See Change is Ireland’s national programme dedicated to ending mental health stigma and discrimination.
Research was recently carried out on their behalf which found that almost three quarters (72%) of people say they would not want to live with someone with a severe and enduring mental illness, despite the majority (75%) saying they don’t know what a severe and enduring mental illness is.
A severe and enduring mental illness is a term used by many in the mental health field to describe a person whose mental health problem is long-lasting and requires ongoing supports and/or treatments.
Worryingly, the research also reveals that half (50%) of people would not want to work with someone with a severe and enduring mental illness.

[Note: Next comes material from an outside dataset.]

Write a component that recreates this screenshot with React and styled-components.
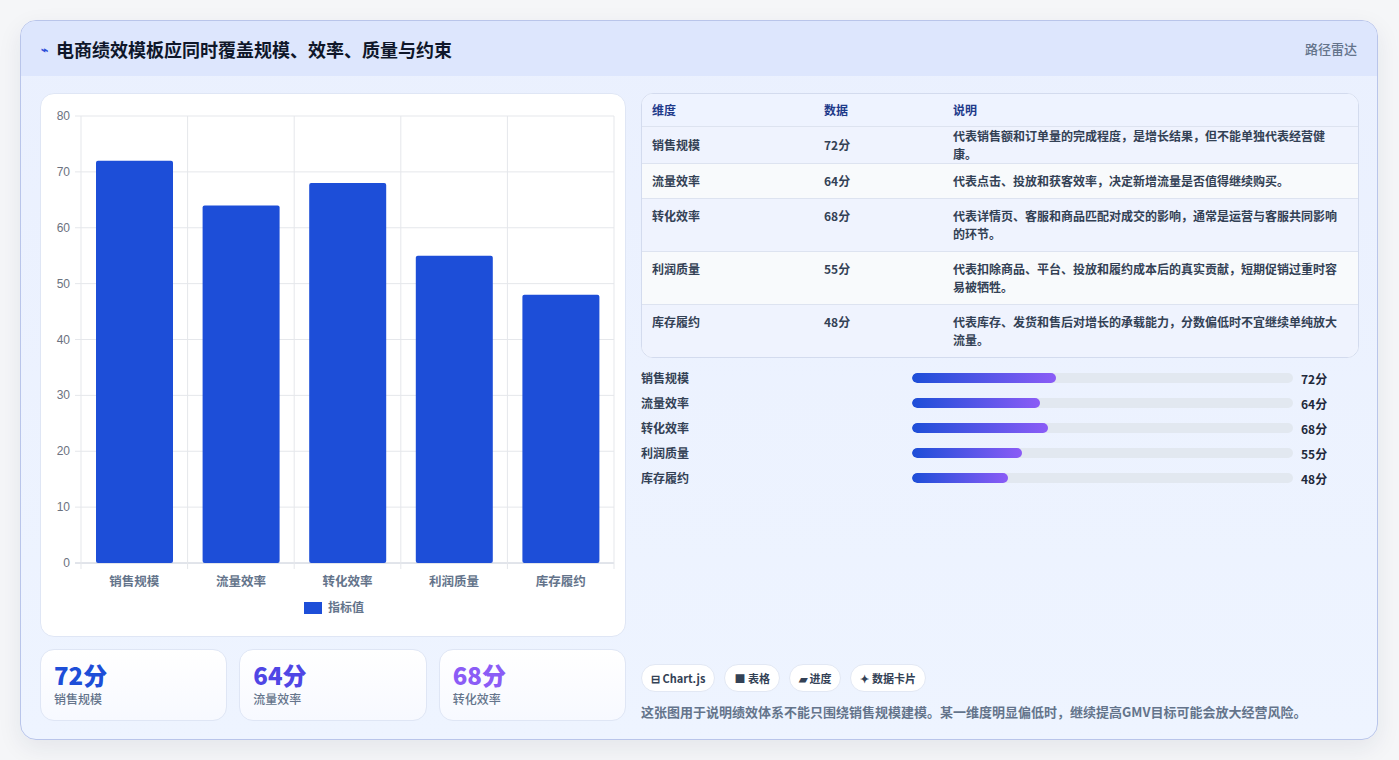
import React from "react";
import styled, { createGlobalStyle } from "styled-components";

const G = createGlobalStyle`
  html,body{margin:0;padding:0;background:#f5f6f8;}
  body{font-family:"Noto Sans CJK SC","Noto Sans",sans-serif;}
  *{box-sizing:border-box;}
`;
const Page = styled.div`padding:20px 21px 20px 20px;`;
const Card = styled.div`
  height:720px;border:1px solid #b9c5ea;border-radius:16px;overflow:hidden;
  background:linear-gradient(180deg,#eaf0fe,#eef4ff);
  box-shadow:0 8px 24px rgba(30,41,80,.08);display:flex;flex-direction:column;
`;
const Header = styled.div`
  height:55px;flex:none;background:#dde6fd;display:flex;align-items:center;justify-content:space-between;padding:0 20px 0 20px;
`;
const Title = styled.div`display:flex;align-items:center;gap:8px;font-size:18px;font-weight:700;color:#0f172a;`;
const Icon = styled.span`color:#2d4fd8;font-size:12px;`;
const Side = styled.div`font-size:13px;color:#64748b;font-weight:500;`;
const Body = styled.div`flex:1;display:grid;grid-template-columns:586px 1fr;gap:15px;padding:17px 18px 18px 19px;`;
const Col = styled.div`display:flex;flex-direction:column;gap:12px;min-height:0;`;
const ChartCard = styled.div`height:544px;background:#fff;border:1px solid #dfe6f5;border-radius:14px;`;
const Kpis = styled.div`display:grid;grid-template-columns:repeat(3,1fr);gap:12px;`;
const Kpi = styled.div`height:72px;border:1px solid #dfe6f5;border-radius:14px;background:linear-gradient(180deg,#fff,#f7f9ff);padding:10px 13px;`;
const KpiVal = styled.div`font-size:24px;font-weight:800;color:${p=>p.c};line-height:30px;`;
const KpiLab = styled.div`font-size:12px;color:#64748b;font-weight:500;`;
const Table = styled.div`border:1px solid #d3dbee;border-radius:12px;overflow:hidden;background:#fff;`;
const Row = styled.div`
  display:grid;grid-template-columns:172px 129px 1fr;padding:0 10px;border-top:${p=>p.head?"none":"1px solid #dde3f0"};
  background:${p=>p.head?"#eef3ff":p.alt?"#f8fafc":"#eff3fe"};
  min-height:${p=>p.head?32:35}px;align-items:${p=>p.tall?"start":"center"};padding-top:${p=>p.tall?8:0}px;padding-bottom:${p=>p.tall?8:0}px;
  font-size:12px;font-weight:${p=>p.head?700:600};color:${p=>p.head?"#1e3a8a":"#334155"};line-height:18px;
`;
const Bars = styled.div`display:grid;grid-template-columns:263px 1fr auto;column-gap:8px;row-gap:7px;margin-top:11px;align-items:center;width:690px;`;
const BLab = styled.div`font-size:12px;color:#334155;font-weight:600;line-height:18px;`;
const Track = styled.div`height:10px;border-radius:5px;background:#e2e8f0;overflow:hidden;`;
const Fill = styled.div`height:100%;border-radius:5px;background:linear-gradient(90deg,#1d4ed8,#8b5cf6);`;
const BVal = styled.div`font-size:12px;font-weight:700;color:#1e293b;width:30px;`;
const Spacer = styled.div`flex:1;`;
const Tags = styled.div`display:flex;gap:9px;`;
const Tag = styled.div`height:28px;padding:0 9px;border-radius:14px;background:#fff;border:1px solid #e2e8f4;display:flex;align-items:center;font-size:11px;font-weight:700;color:#334155;`;
const Note = styled.div`font-size:13px;color:#64748b;font-weight:600;margin-top:-1px;`;

const data=[["销售规模",72,"代表销售额和订单量的完成程度，是增长结果，但不能单独代表经营健康。"],["流量效率",64,"代表点击、投放和获客效率，决定新增流量是否值得继续购买。"],["转化效率",68,"代表详情页、客服和商品匹配对成交的影响，通常是运营与客服共同影响的环节。"],["利润质量",55,"代表扣除商品、平台、投放和履约成本后的真实贡献，短期促销过重时容易被牺牲。"],["库存履约",48,"代表库存、发货和售后对增长的承载能力，分数偏低时不宜继续单纯放大流量。"]];

function Chart(){
  const x0=40,x1=573,y0=22,y1=469,step=(x1-x0)/5;
  const y=v=>y1-(v/80)*(y1-y0);
  return <svg width="586" height="544" style={{display:"block"}}>
    {[0,10,20,30,40,50,60,70,80].map(v=><g key={v}>
      <line x1={x0-6} x2={x1} y1={y(v)} y2={y(v)} stroke={v===0?"#c4cad6":"#e5e7eb"}/>
      <text x={x0-11} y={y(v)+4} textAnchor="end" fontSize="12" fill="#6b7280" fontFamily="Liberation Sans,sans-serif">{v}</text></g>)}
    {[0,1,2,3,4,5].map(i=><line key={i} x1={x0+i*step} x2={x0+i*step} y1={y0} y2={y1+6} stroke="#e5e7eb"/>)}
    {data.map((d,i)=><g key={i}>
      <rect x={x0+i*step+15} y={y(d[1])} width={77} height={y1-y(d[1])} fill="#1d4ed8" rx="2"/>
      <text x={x0+i*step+step/2} y={492} textAnchor="middle" fontSize="12.5" fill="#64748b" fontWeight="600">{d[0]}</text></g>)}
    <rect x="263" y="508" width="18" height="12" fill="#1d4ed8"/>
    <text x="287" y="518" fontSize="12" fill="#64748b" fontWeight="600">指标值</text>
  </svg>;
}

export default function App(){
  return <><G/><Page><Card>
    <Header><Title><Icon>⌁</Icon>电商绩效模板应同时覆盖规模、效率、质量与约束</Title><Side>路径雷达</Side></Header>
    <Body>
      <Col>
        <ChartCard><Chart/></ChartCard>
        <Kpis>
          <Kpi><KpiVal c="#1d4ed8">72分</KpiVal><KpiLab>销售规模</KpiLab></Kpi>
          <Kpi><KpiVal c="#4f46e5">64分</KpiVal><KpiLab>流量效率</KpiLab></Kpi>
          <Kpi><KpiVal c="#8b5cf6">68分</KpiVal><KpiLab>转化效率</KpiLab></Kpi>
        </Kpis>
      </Col>
      <Col style={{gap:0}}>
        <Table>
          <Row head><div>维度</div><div>数据</div><div>说明</div></Row>
          {data.map((d,i)=><Row key={i} alt={i%2===1} tall={i>=2}><div>{d[0]}</div><div>{d[1]}分</div><div>{d[2]}</div></Row>)}
        </Table>
        <Bars>
          {data.map((d,i)=><React.Fragment key={i}><BLab>{d[0]}</BLab><Track><Fill style={{width:`${d[1]*0.525}%`}}/></Track><BVal>{d[1]}分</BVal></React.Fragment>)}
        </Bars>
        <Spacer/>
        <Tags><Tag>⊟ Chart.js</Tag><Tag>■ 表格</Tag><Tag>▰ 进度</Tag><Tag>✦ 数据卡片</Tag></Tags>
        <Note style={{marginTop:10}}>这张图用于说明绩效体系不能只围绕销售规模建模。某一维度明显偏低时，继续提高GMV目标可能会放大经营风险。</Note>
      </Col>
    </Body>
  </Card></Page></>;
}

The survey results show that just 16% of people associated the term ‘severe and enduring mental illness’ with a mental health disorder or condition. See Change suggest that, with so many people struggling to identify with the term ‘severe and enduring mental illness,’ more work needs to be done to find new ways of making the language around mental health more accessible.
When it comes to asking for help, encouragingly the research found that three in four people say they would reach out to a professional if they were to struggle with their own mental health, with this sentiment higher among females and older age groups.
They recently launched a new guide Let’s talk about Mental Illness, based on this research. The aim of the guide is to help people understand more about mental illnesses and the impact that stigma can have on people with mental illnesses.
We all need to work together to challenge any shame and stigma and to create a culture where people can openly have conversations about mental illnesses, without fear of being ridiculed or rejected.